Instructions to follow
Copy out each line of the material in which the word "React" appears.

Exercise input
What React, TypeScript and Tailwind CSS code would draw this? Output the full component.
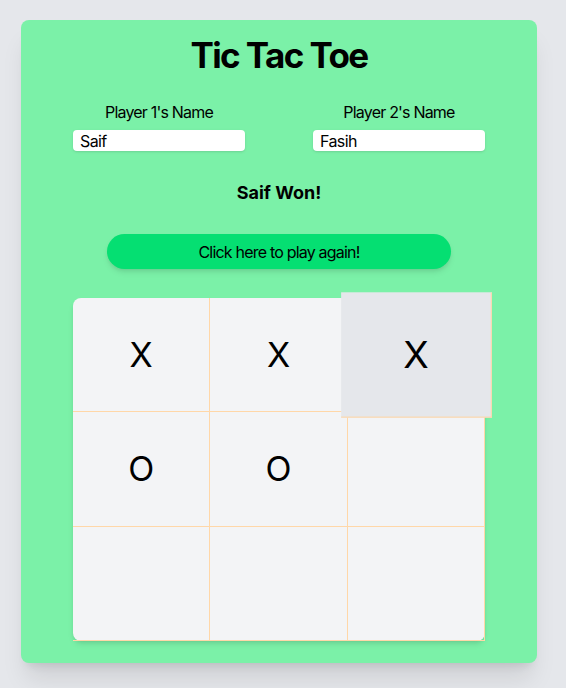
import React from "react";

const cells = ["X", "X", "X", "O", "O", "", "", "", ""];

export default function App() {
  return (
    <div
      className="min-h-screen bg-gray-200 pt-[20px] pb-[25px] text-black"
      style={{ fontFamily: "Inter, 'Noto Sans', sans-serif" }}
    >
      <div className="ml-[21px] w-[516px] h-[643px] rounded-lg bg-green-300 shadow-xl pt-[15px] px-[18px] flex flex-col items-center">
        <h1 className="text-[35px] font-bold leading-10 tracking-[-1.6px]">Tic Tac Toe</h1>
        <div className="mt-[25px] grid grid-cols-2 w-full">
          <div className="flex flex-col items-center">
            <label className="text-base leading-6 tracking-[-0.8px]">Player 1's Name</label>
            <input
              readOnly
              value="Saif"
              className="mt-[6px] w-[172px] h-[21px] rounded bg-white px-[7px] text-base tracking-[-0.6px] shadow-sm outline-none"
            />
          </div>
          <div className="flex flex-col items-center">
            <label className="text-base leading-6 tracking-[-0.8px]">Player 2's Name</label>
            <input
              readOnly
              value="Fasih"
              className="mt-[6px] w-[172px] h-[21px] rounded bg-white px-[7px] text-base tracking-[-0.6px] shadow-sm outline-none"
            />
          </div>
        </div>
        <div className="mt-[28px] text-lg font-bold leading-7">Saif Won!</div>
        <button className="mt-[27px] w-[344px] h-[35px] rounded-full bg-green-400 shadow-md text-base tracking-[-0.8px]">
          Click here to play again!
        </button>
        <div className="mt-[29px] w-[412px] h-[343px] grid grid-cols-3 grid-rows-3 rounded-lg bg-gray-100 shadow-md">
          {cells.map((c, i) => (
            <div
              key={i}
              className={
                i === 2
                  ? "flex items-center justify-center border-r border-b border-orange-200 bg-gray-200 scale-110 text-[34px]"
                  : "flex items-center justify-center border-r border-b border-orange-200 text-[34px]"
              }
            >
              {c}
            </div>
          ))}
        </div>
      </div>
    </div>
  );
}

* * *

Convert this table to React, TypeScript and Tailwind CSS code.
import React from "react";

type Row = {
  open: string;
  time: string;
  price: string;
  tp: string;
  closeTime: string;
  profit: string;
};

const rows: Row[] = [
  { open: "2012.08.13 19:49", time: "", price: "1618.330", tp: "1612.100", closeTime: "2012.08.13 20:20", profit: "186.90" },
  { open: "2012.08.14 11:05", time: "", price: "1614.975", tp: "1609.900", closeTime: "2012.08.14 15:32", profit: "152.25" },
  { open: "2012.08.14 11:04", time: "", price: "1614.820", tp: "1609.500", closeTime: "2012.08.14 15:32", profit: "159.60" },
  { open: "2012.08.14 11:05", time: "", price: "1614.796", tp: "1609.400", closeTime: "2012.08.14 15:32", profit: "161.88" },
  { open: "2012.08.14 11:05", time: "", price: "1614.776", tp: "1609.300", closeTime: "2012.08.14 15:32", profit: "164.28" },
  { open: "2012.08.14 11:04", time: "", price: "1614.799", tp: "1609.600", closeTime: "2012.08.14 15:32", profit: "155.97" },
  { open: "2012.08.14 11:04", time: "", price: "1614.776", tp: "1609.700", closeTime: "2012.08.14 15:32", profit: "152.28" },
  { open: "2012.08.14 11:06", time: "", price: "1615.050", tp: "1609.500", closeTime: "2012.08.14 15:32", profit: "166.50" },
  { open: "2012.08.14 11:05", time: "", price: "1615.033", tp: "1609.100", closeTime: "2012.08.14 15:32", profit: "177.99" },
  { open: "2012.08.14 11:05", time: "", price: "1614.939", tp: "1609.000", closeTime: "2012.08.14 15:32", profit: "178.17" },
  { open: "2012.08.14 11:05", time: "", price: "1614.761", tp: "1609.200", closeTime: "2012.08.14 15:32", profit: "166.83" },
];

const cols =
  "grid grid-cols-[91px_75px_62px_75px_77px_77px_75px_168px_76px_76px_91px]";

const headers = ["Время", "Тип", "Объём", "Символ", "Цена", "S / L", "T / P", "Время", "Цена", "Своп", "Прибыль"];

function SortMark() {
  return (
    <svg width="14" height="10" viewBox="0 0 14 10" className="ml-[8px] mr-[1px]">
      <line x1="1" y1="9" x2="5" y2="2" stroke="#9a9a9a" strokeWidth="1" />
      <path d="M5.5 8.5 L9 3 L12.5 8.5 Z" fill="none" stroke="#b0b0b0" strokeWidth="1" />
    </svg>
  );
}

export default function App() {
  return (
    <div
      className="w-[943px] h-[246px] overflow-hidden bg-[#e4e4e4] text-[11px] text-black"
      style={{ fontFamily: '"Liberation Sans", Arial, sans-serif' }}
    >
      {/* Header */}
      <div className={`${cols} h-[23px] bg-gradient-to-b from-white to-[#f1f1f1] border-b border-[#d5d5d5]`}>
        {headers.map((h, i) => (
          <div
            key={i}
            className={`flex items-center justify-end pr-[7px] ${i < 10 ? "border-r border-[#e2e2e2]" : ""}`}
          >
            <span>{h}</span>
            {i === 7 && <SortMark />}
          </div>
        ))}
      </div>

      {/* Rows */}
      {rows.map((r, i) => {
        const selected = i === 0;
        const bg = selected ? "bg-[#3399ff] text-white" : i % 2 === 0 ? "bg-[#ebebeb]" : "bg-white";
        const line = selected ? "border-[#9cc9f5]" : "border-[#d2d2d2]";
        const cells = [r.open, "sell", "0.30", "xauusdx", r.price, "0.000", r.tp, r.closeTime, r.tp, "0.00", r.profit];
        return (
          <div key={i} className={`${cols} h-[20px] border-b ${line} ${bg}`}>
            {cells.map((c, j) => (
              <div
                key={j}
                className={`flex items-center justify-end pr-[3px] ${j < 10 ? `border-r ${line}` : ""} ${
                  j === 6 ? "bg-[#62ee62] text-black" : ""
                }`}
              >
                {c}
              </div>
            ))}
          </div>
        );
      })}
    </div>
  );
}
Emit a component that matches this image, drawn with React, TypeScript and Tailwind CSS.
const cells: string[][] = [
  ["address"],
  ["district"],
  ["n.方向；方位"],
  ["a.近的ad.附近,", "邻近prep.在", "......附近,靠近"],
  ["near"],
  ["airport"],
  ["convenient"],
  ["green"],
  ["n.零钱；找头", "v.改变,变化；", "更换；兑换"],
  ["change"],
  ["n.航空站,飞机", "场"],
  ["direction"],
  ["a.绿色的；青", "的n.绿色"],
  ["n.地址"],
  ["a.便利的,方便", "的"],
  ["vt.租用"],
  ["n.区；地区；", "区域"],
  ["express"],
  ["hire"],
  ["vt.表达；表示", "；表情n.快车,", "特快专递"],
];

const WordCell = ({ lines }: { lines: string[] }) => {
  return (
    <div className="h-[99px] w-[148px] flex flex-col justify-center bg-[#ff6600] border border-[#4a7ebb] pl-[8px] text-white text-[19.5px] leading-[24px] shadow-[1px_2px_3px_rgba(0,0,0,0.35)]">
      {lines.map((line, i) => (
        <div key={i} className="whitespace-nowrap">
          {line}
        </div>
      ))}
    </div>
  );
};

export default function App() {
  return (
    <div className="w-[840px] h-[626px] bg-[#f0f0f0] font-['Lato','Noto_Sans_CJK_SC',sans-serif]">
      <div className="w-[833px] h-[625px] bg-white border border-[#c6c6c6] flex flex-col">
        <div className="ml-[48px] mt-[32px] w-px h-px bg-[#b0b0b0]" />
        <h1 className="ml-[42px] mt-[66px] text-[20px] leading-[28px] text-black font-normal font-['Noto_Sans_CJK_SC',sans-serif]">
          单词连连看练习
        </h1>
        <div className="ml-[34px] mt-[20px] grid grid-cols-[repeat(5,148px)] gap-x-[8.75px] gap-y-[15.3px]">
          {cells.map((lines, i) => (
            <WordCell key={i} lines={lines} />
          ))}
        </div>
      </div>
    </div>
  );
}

Exercise solution
What React, TypeScript and Tailwind CSS code would draw this? Output the full component.
import React from "react";
Convert this table to React, TypeScript and Tailwind CSS code.
import React from "react";
Emit a component that matches this image, drawn with React, TypeScript and Tailwind CSS.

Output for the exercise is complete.